Consider this in light of recent
data gathered by Betsy Stevenson of Michigan University
showing that even in the most balanced case, women feature in less than half as
many of the examples used in economics textbooks as men. This subliminally
suggests to women that they are alien to the discipline and would fit in better
elsewhere. This is a social setting—it has nothing to do with the natural
order.
The point to underline here is that while it is
perfectly understandable that some professions are paid more than others it is
not perfectly understandable why men are disproportionately represented in
these fields. And furthermore, if one of the reasons why they are
disproportionately represented is because of social
and cultural signalling that discourages women from
entering these fields, then the gender wage gap is partially a function of the
patriarchal oppression of women (and men) and we should work to reverse this.
This isn’t prejudice. It’s not that men hate women.

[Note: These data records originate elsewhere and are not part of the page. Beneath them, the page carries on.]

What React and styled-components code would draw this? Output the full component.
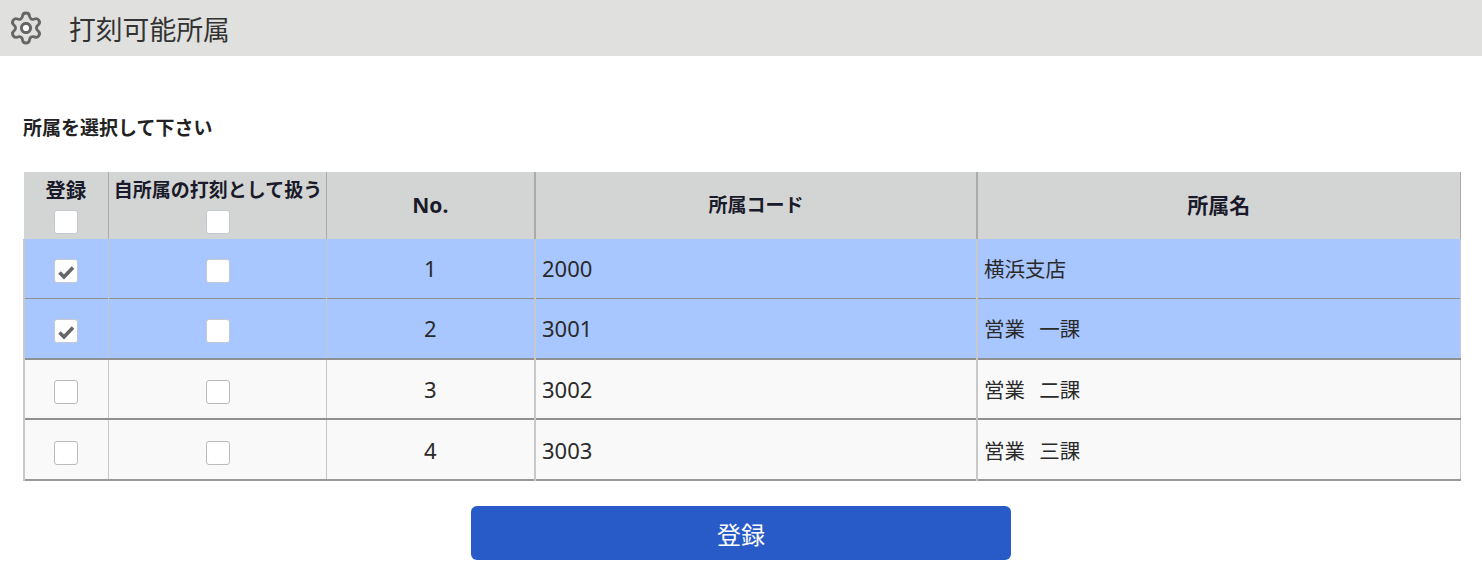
import styled, { createGlobalStyle } from "styled-components";
import { Settings } from "lucide-react";

const rows = [
  { no: 1, code: "2000", name: "横浜支店", checked: true, height: 59 },
  { no: 2, code: "3001", name: "営業 一課", checked: true, height: 61 },
  { no: 3, code: "3002", name: "営業 二課", height: 60 },
  { no: 4, code: "3003", name: "営業 三課", height: 61 },
];

function CheckBox({ checked, plain }) {
  return (
    <Box $plain={plain}>
      {checked && (
        <svg width="20" height="20" viewBox="0 0 20 20">
          <path d="M3.5 11.5 L8 16 L17 6.5" fill="none" stroke="#666" strokeWidth="3.6" />
        </svg>
      )}
    </Box>
  );
}

export default function App() {
  return (
    <>
      <GlobalStyle />
      <Header>
        <Settings size={36} strokeWidth={1.9} color="#666">
          <circle cx="12" cy="12" r="3" fill="#fff" />
        </Settings>
        <Title>打刻可能所属</Title>
      </Header>
      <Main>
        <Lead>所属を選択して下さい</Lead>
        <Table>
          <colgroup>
            <col width="84" />
            <col width="218" />
            <col width="209" />
            <col width="442" />
            <col width="483" />
          </colgroup>
          <thead>
            <tr>
              <Th $first>
                登録
                <CheckBox />
              </Th>
              <Th $nudge>
                自所属の打刻として扱う
                <CheckBox />
              </Th>
              <Th $big>No.</Th>
              <Th $wide>所属コード</Th>
              <Th $wide $big $last>所属名</Th>
            </tr>
          </thead>
          <tbody>
            {rows.map((row) => (
              <Row key={row.no} $active={row.checked} $top={row.no === 1} $height={row.height}>
                <Td $center $first>
                  <CheckBox checked={row.checked} plain={!row.checked} />
                </Td>
                <Td $center $nudge>
                  <CheckBox plain={!row.checked} />
                </Td>
                <Td $center $digits>{row.no}</Td>
                <Td $wide $digits>{row.code}</Td>
                <Td $wide $last $name>{row.name}</Td>
              </Row>
            ))}
          </tbody>
        </Table>
        <Submit type="button">登録</Submit>
      </Main>
    </>
  );
}

const GlobalStyle = createGlobalStyle`
  html, body {
    margin: 0;
    background: #fff;
    font-family: "Noto Sans", "Noto Sans CJK JP", sans-serif;
    color: #222;
  }
`;

const Header = styled.header`
  height: 56px;
  background: #e0e0de;
  display: flex;
  align-items: center;
  gap: 25px;
  padding-left: 8px;
  box-sizing: border-box;
`;

const Title = styled.h1`
  margin: 0;
  font-size: 26.8px;
  font-weight: 400;
  color: #333;
`;

const Main = styled.main`
  padding: 58px 23px 0;
`;

const Lead = styled.p`
  margin: 0 0 30px;
  font-size: 19px;
  line-height: 28px;
  font-weight: 700;
  color: #222;
`;

const Table = styled.table`
  width: 1436px;
  table-layout: fixed;
  border-collapse: collapse;
  border-bottom: 2px solid #999;
`;

const Th = styled.th`
  height: 67px;
  padding: 0 0 0 ${(props) => (props.$nudge ? "2px" : "0")};
  background: #d3d5d4;
  font-size: ${(props) => (props.$big ? "21px" : props.$first ? "20.5px" : "19px")};
  line-height: 27px;
  font-weight: 700;
  color: #1a1a2a;
  text-align: center;
  border-left: ${(props) => (props.$first ? "0" : props.$wide ? "2px solid #aaa" : "1px solid #aaa")};
  border-right: ${(props) => (props.$last ? "1px solid #aaa" : "0")};
  white-space: nowrap;
`;

const Row = styled.tr`
  height: ${(props) => props.$height}px;
  background: ${(props) => (props.$active ? "#a8c6ff" : "#f9f9f9")};
  border-top: ${(props) => (props.$top ? "0" : props.$active ? "1px solid #909090" : "2px solid #909090")};
`;

const Td = styled.td`
  padding: 0 7px 0 ${(props) => (props.$nudge ? "9px" : props.$wide ? "6px" : "7px")};
  font-size: ${(props) => (props.$digits ? "22px" : "20.5px")};
  word-spacing: ${(props) => (props.$name ? "9px" : "0")};
  color: #2a2a2a;
  text-align: ${(props) => (props.$center ? "center" : "left")};
  border-left: ${(props) => (props.$first || props.$wide ? "2px" : "1px")} solid #c8c8c8;
  border-right: ${(props) => (props.$last ? "1px solid #c8c8c8" : "0")};
`;

const Box = styled.span`
  display: flex;
  align-items: center;
  justify-content: center;
  width: 24px;
  height: 24px;
  margin: 6px auto 0;
  box-sizing: border-box;
  background: #fff;
  border: 1px solid ${(props) => (props.$plain ? "#bbb" : "#c4c8d0")};
  border-radius: 3px;
`;

const Submit = styled.button`
  display: block;
  width: 540px;
  height: 54px;
  margin: 25px 0 0 448px;
  background: #285bc8;
  color: #fff;
  border: 0;
  border-radius: 6px;
  font-family: inherit;
  font-size: 24px;
`;
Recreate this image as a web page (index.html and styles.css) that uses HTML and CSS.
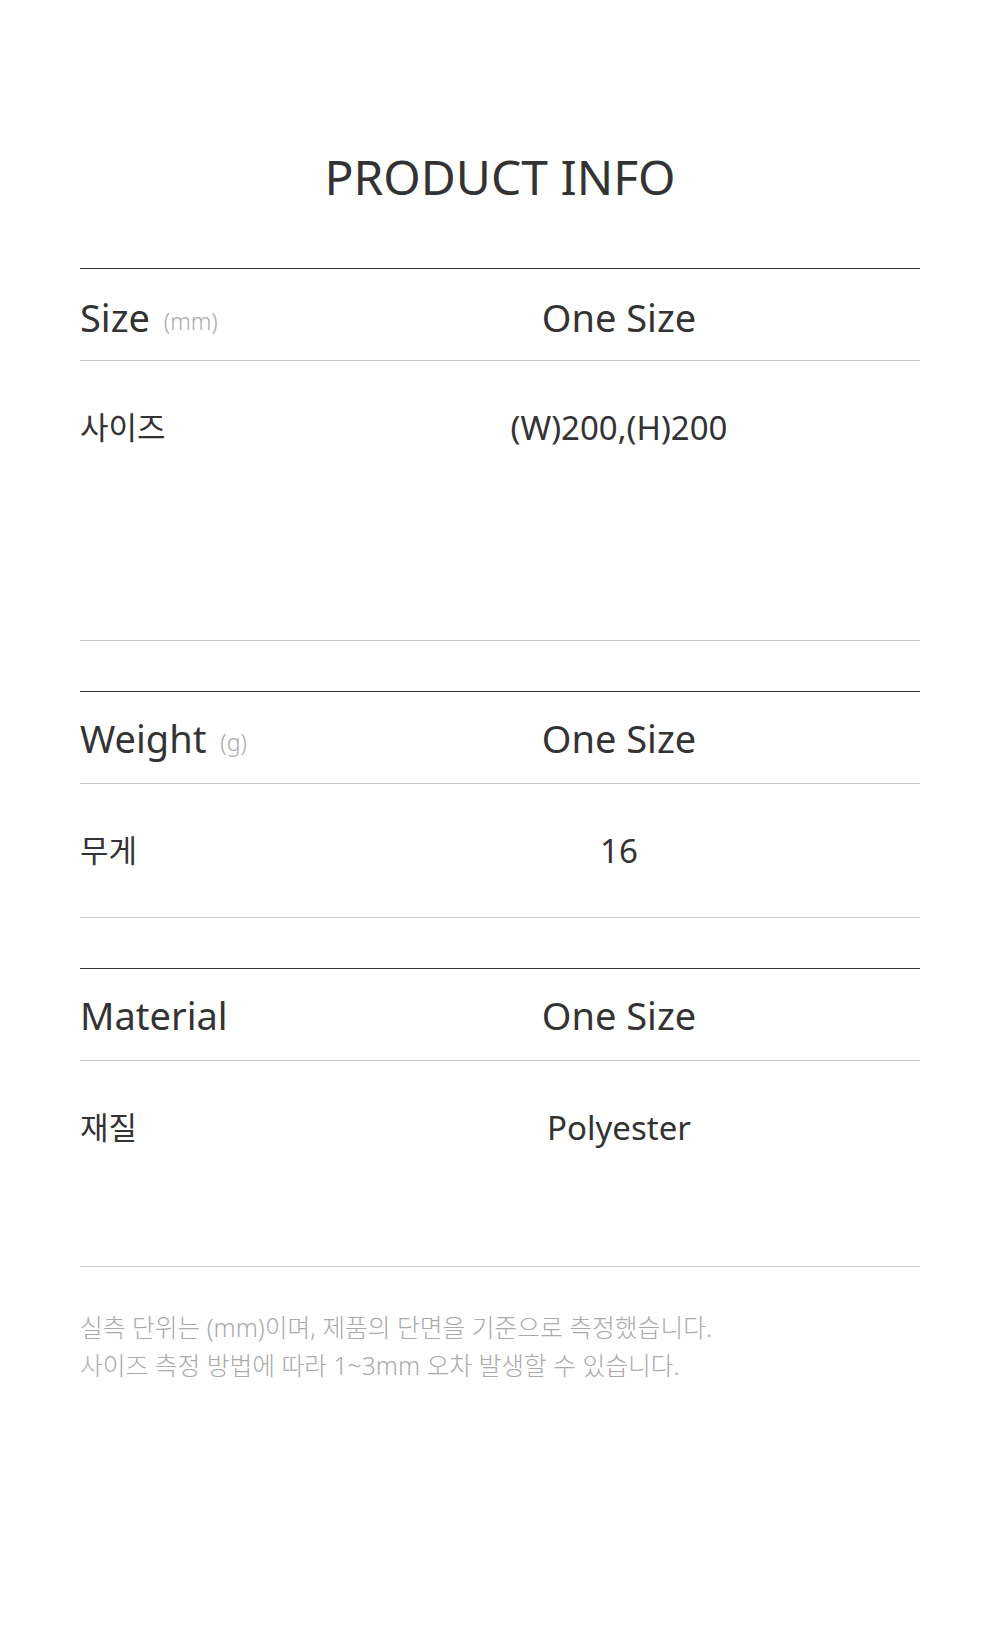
FILE: index.html
```html
<!DOCTYPE html>
<html lang="ko">
<head>
<meta charset="utf-8">
<link rel="stylesheet" href="styles.css">
</head>
<body>
<div class="page">
  <h1 class="title">PRODUCT INFO</h1>

  <section class="spec">
    <div class="row head head-first">
      <div class="label">Size <span class="unit">(mm)</span></div>
      <div class="value">One Size</div>
    </div>
    <div class="row body body-size">
      <div class="label">사이즈</div>
      <div class="value">(W)200,(H)200</div>
    </div>
  </section>

  <section class="spec">
    <div class="row head">
      <div class="label">Weight <span class="unit">(g)</span></div>
      <div class="value">One Size</div>
    </div>
    <div class="row body">
      <div class="label">무게</div>
      <div class="value">16</div>
    </div>
  </section>

  <section class="spec spec-last">
    <div class="row head">
      <div class="label">Material</div>
      <div class="value">One Size</div>
    </div>
    <div class="row body body-material">
      <div class="label">재질</div>
      <div class="value">Polyester</div>
    </div>
  </section>

  <p class="note">실측 단위는 (mm)이며, 제품의 단면을 기준으로 측정했습니다.<br>사이즈 측정 방법에 따라 1~3mm 오차 발생할 수 있습니다.</p>
</div>
</body>
</html>
```

FILE: styles.css
```css
html, body {
  margin: 0;
  padding: 0;
  background: #fff;
}
body {
  font-family: "Noto Sans", "Noto Sans CJK KR", sans-serif;
  color: #333;
}
.page {
  width: 840px;
  margin: 0 auto;
  padding-top: 147px;
  padding-bottom: 200px;
}
.title {
  margin: 0 0 61px;
  font-size: 48px;
  line-height: 60px;
  font-weight: 400;
  text-align: center;
  color: #333;
}
.spec {
  border-top: 1px solid #333;
  margin-bottom: 50px;
}
.spec-last {
  margin-bottom: 0;
}
.row {
  display: grid;
  grid-template-columns: 238px 1fr;
  border-bottom: 1px solid #c4c4c4;
}
.head {
  height: 91px;
  align-items: center;
  font-size: 38px;
}
.head .label, .head .value {
  line-height: 40px;
  padding-top: 1px;
}
.head-first .label, .head-first .value {
  padding-top: 4px;
}
.unit {
  font-size: 23px;
  line-height: 1;
  font-weight: 300;
  color: #aaa;
  margin-left: 4px;
  vertical-align: 2px;
}
.body {
  padding: 50px 0;
  align-items: start;
  line-height: 33px;
}
.body .label {
  font-size: 31px;
}
.body .value {
  font-size: 33px;
}
.body-size {
  min-height: 280px;
  box-sizing: border-box;
}
.body-material {
  min-height: 206px;
  box-sizing: border-box;
}
.value {
  text-align: center;
}
.note {
  margin: 42px 0 0;
  font-size: 24.75px;
  line-height: 38px;
  font-weight: 300;
  color: #aaa;
}
```
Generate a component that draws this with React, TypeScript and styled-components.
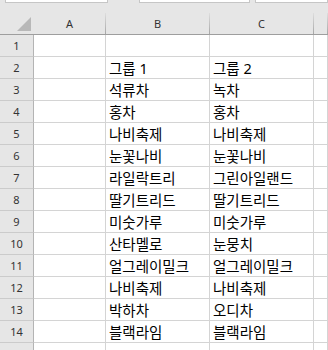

It isn’t that men think women are stupid (though some men absolutely do, as
evinced by recent data scraped from
www.econjobrumours.com showing a common view that women are just bad at
maths—tell that to Maryam Mirzakhani). It is subtler than that, but no less
cause for concern.
This is something that liberal feminists like
Christina Hoff-Sommers and others who deride radical or equity feminists should
be able to get behind. Addressing the gender wage gap in the manner I have
described here is not about pushing people in directions they are not inclined
to go. It is not about forcing women to work or men to be stay-at-home parents.
It is about removing obstacles to free social, legal, economic and political
choice.
It is not “liberal” to say to women: “you’re free to
pursue a career, but we’re going to heap all these incentives on you to have
kids instead”. And similarly to say to men: “you’re free to be a house husband,
but we’re going to heap all these incentives on you to work instead”. Likewise,
it is not liberal to actively discourage (wo)men from entering certain professions
and encourage them to enter other, lower-paid professions and brush of their
concerns with the excuse that “well you’re still free to have a go, it’s just
more costly for you than others”.
I suspect many readers will want to say at this
point that such incentive structures merely follow and
support the natural inclinations of most men and women. Most men want to be
breadwinners, and most women want to be carers. The genders are biologically
wired for their respective roles. But just because it is the natural
inclination of some or even most (wo)men to be the carer/breadwinner doesn’t
mean that society should push people in those directions. That is oppressive to
the people who deviate from the norm—and liberalism is substantially about
protecting such people. If we follow Sen and Nussbaum’s definition of
development as freedom, then advanced societies should help everyone be who
they want to be and do what they want to do. This is precisely what liberalism
has always advocated for. If social, cultural and policy settings are running
counter to this goal, then liberal feminists should be arguing for change.
Now I would be largely willing to accept that
Scandinavian countries have done about as much as can be done on this front, at
least in the short term. But the rest of the OECD is miles away from the
circumstances that prevail in Scandinavia. Paternity leave policies and daddy
bonuses rarely exist. Child-care is crazy expensive. There is little cultural
encouragement of men to be stay-at-home fathers, and men consequently avoid the
tropes of this archetype out of a fear that it will reduce their sexual
currency. Medium-sized firms are not required to hold a role for an employee
while they go on paternity leave, even though the costs to such firms are
trivial. The list goes on. These are all settings that can be changed rapidly,
with models ported across from Scandinavia. Until this is done, claims that the
gender wage gap is a myth or entirely a function of biology will ring false.